### Source data
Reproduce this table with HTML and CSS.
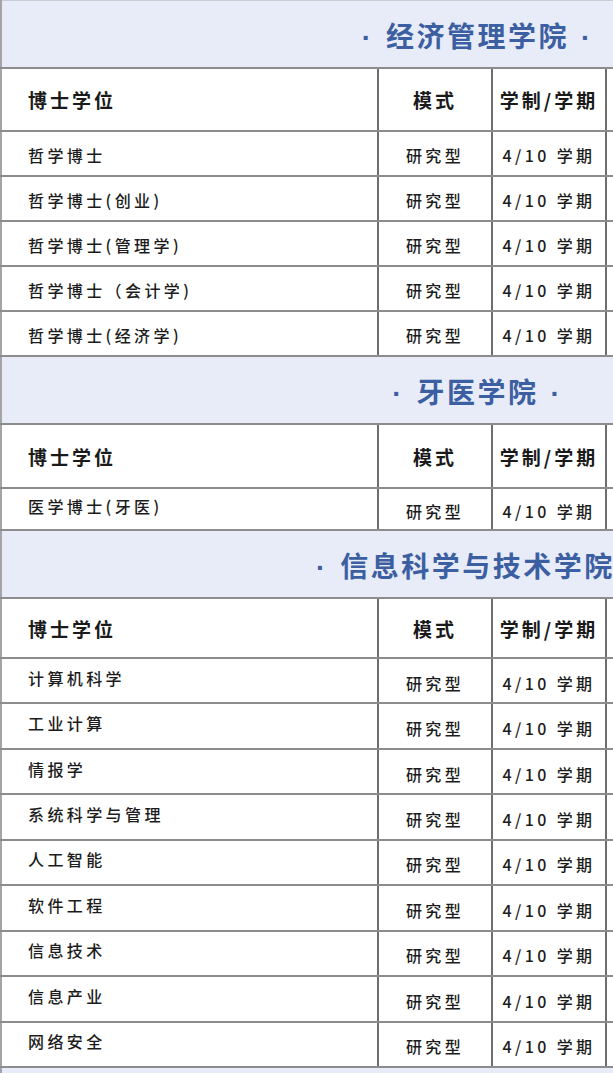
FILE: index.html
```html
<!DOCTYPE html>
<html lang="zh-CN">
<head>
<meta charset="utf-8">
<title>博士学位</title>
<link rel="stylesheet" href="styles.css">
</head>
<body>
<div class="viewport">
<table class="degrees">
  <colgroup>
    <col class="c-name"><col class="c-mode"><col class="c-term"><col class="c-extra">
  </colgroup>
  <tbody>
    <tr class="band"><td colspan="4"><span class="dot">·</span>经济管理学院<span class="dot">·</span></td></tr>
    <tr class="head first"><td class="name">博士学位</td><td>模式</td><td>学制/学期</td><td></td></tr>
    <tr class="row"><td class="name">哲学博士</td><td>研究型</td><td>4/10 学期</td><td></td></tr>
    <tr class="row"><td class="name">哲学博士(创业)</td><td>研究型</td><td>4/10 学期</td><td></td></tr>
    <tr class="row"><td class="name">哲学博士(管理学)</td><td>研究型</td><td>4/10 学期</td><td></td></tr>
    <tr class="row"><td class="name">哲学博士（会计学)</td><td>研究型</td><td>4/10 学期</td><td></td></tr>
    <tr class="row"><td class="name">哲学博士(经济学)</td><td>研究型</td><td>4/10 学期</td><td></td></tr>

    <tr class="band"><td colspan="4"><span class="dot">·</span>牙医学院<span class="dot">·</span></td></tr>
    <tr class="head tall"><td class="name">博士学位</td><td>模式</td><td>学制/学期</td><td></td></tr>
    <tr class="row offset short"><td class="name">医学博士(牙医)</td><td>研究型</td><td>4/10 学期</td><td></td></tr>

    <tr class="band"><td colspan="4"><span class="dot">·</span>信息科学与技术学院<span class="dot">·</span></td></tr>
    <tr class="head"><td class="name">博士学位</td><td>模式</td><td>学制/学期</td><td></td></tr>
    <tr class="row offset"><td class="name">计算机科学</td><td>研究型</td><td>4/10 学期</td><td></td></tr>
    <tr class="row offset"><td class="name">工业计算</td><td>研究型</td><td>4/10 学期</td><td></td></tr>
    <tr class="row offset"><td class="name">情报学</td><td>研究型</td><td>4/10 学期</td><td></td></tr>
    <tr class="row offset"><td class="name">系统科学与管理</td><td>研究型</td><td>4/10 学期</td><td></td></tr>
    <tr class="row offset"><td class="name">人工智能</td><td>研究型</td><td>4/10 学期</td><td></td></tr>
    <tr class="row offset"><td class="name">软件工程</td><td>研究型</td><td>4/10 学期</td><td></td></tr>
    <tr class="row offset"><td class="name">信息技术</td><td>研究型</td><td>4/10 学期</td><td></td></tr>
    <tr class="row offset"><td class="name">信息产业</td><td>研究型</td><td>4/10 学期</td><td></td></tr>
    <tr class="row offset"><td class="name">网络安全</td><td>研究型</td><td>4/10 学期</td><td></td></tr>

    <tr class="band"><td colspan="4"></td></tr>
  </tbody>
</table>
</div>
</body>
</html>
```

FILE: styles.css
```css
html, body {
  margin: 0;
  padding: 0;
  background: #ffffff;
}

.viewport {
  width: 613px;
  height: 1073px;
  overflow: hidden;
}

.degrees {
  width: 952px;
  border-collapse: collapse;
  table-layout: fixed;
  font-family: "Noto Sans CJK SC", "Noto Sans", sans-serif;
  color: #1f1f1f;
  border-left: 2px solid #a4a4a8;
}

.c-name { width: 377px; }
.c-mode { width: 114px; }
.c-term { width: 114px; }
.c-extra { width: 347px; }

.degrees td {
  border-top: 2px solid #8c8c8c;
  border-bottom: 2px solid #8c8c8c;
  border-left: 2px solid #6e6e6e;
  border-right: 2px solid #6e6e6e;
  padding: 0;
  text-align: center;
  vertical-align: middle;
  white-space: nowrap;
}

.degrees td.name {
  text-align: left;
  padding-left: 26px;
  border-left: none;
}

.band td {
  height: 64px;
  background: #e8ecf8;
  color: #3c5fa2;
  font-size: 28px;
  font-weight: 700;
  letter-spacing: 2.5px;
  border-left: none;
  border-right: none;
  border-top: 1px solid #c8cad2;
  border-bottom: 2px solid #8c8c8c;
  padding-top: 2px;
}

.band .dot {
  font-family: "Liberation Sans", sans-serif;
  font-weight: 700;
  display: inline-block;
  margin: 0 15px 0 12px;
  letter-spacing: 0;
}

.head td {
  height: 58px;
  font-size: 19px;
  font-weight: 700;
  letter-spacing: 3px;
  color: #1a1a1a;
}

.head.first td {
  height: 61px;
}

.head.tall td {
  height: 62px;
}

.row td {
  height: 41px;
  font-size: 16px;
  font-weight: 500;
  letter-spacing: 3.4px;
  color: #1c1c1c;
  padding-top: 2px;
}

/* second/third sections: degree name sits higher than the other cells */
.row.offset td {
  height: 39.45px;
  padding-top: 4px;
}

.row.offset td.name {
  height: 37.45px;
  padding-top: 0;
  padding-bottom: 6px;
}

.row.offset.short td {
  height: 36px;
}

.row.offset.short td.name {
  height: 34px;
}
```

### Exercise instructions
Omit every picture, then repeat the remaining data exactly as it appears above.

### Result of this exercise
Reproduce this table with HTML and CSS.
FILE: index.html
```html
<!DOCTYPE html>
<html lang="zh-CN">
<head>
<meta charset="utf-8">
<title>博士学位</title>
<link rel="stylesheet" href="styles.css">
</head>
<body>
<div class="viewport">
<table class="degrees">
  <colgroup>
    <col class="c-name"><col class="c-mode"><col class="c-term"><col class="c-extra">
  </colgroup>
  <tbody>
    <tr class="band"><td colspan="4"><span class="dot">·</span>经济管理学院<span class="dot">·</span></td></tr>
    <tr class="head first"><td class="name">博士学位</td><td>模式</td><td>学制/学期</td><td></td></tr>
    <tr class="row"><td class="name">哲学博士</td><td>研究型</td><td>4/10 学期</td><td></td></tr>
    <tr class="row"><td class="name">哲学博士(创业)</td><td>研究型</td><td>4/10 学期</td><td></td></tr>
    <tr class="row"><td class="name">哲学博士(管理学)</td><td>研究型</td><td>4/10 学期</td><td></td></tr>
    <tr class="row"><td class="name">哲学博士（会计学)</td><td>研究型</td><td>4/10 学期</td><td></td></tr>
    <tr class="row"><td class="name">哲学博士(经济学)</td><td>研究型</td><td>4/10 学期</td><td></td></tr>

    <tr class="band"><td colspan="4"><span class="dot">·</span>牙医学院<span class="dot">·</span></td></tr>
    <tr class="head tall"><td class="name">博士学位</td><td>模式</td><td>学制/学期</td><td></td></tr>
    <tr class="row offset short"><td class="name">医学博士(牙医)</td><td>研究型</td><td>4/10 学期</td><td></td></tr>

    <tr class="band"><td colspan="4"><span class="dot">·</span>信息科学与技术学院<span class="dot">·</span></td></tr>
    <tr class="head"><td class="name">博士学位</td><td>模式</td><td>学制/学期</td><td></td></tr>
    <tr class="row offset"><td class="name">计算机科学</td><td>研究型</td><td>4/10 学期</td><td></td></tr>
    <tr class="row offset"><td class="name">工业计算</td><td>研究型</td><td>4/10 学期</td><td></td></tr>
    <tr class="row offset"><td class="name">情报学</td><td>研究型</td><td>4/10 学期</td><td></td></tr>
    <tr class="row offset"><td class="name">系统科学与管理</td><td>研究型</td><td>4/10 学期</td><td></td></tr>
    <tr class="row offset"><td class="name">人工智能</td><td>研究型</td><td>4/10 学期</td><td></td></tr>
    <tr class="row offset"><td class="name">软件工程</td><td>研究型</td><td>4/10 学期</td><td></td></tr>
    <tr class="row offset"><td class="name">信息技术</td><td>研究型</td><td>4/10 学期</td><td></td></tr>
    <tr class="row offset"><td class="name">信息产业</td><td>研究型</td><td>4/10 学期</td><td></td></tr>
    <tr class="row offset"><td class="name">网络安全</td><td>研究型</td><td>4/10 学期</td><td></td></tr>

    <tr class="band"><td colspan="4"></td></tr>
  </tbody>
</table>
</div>
</body>
</html>
```

FILE: styles.css
```css
html, body {
  margin: 0;
  padding: 0;
  background: #ffffff;
}

.viewport {
  width: 613px;
  height: 1073px;
  overflow: hidden;
}

.degrees {
  width: 952px;
  border-collapse: collapse;
  table-layout: fixed;
  font-family: "Noto Sans CJK SC", "Noto Sans", sans-serif;
  color: #1f1f1f;
  border-left: 2px solid #a4a4a8;
}

.c-name { width: 377px; }
.c-mode { width: 114px; }
.c-term { width: 114px; }
.c-extra { width: 347px; }

.degrees td {
  border-top: 2px solid #8c8c8c;
  border-bottom: 2px solid #8c8c8c;
  border-left: 2px solid #6e6e6e;
  border-right: 2px solid #6e6e6e;
  padding: 0;
  text-align: center;
  vertical-align: middle;
  white-space: nowrap;
}

.degrees td.name {
  text-align: left;
  padding-left: 26px;
  border-left: none;
}

.band td {
  height: 64px;
  background: #e8ecf8;
  color: #3c5fa2;
  font-size: 28px;
  font-weight: 700;
  letter-spacing: 2.5px;
  border-left: none;
  border-right: none;
  border-top: 1px solid #c8cad2;
  border-bottom: 2px solid #8c8c8c;
  padding-top: 2px;
}

.band .dot {
  font-family: "Liberation Sans", sans-serif;
  font-weight: 700;
  display: inline-block;
  margin: 0 15px 0 12px;
  letter-spacing: 0;
}

.head td {
  height: 58px;
  font-size: 19px;
  font-weight: 700;
  letter-spacing: 3px;
  color: #1a1a1a;
}

.head.first td {
  height: 61px;
}

.head.tall td {
  height: 62px;
}

.row td {
  height: 41px;
  font-size: 16px;
  font-weight: 500;
  letter-spacing: 3.4px;
  color: #1c1c1c;
  padding-top: 2px;
}

/* second/third sections: degree name sits higher than the other cells */
.row.offset td {
  height: 39.45px;
  padding-top: 4px;
}

.row.offset td.name {
  height: 37.45px;
  padding-top: 0;
  padding-bottom: 6px;
}

.row.offset.short td {
  height: 36px;
}

.row.offset.short td.name {
  height: 34px;
}
```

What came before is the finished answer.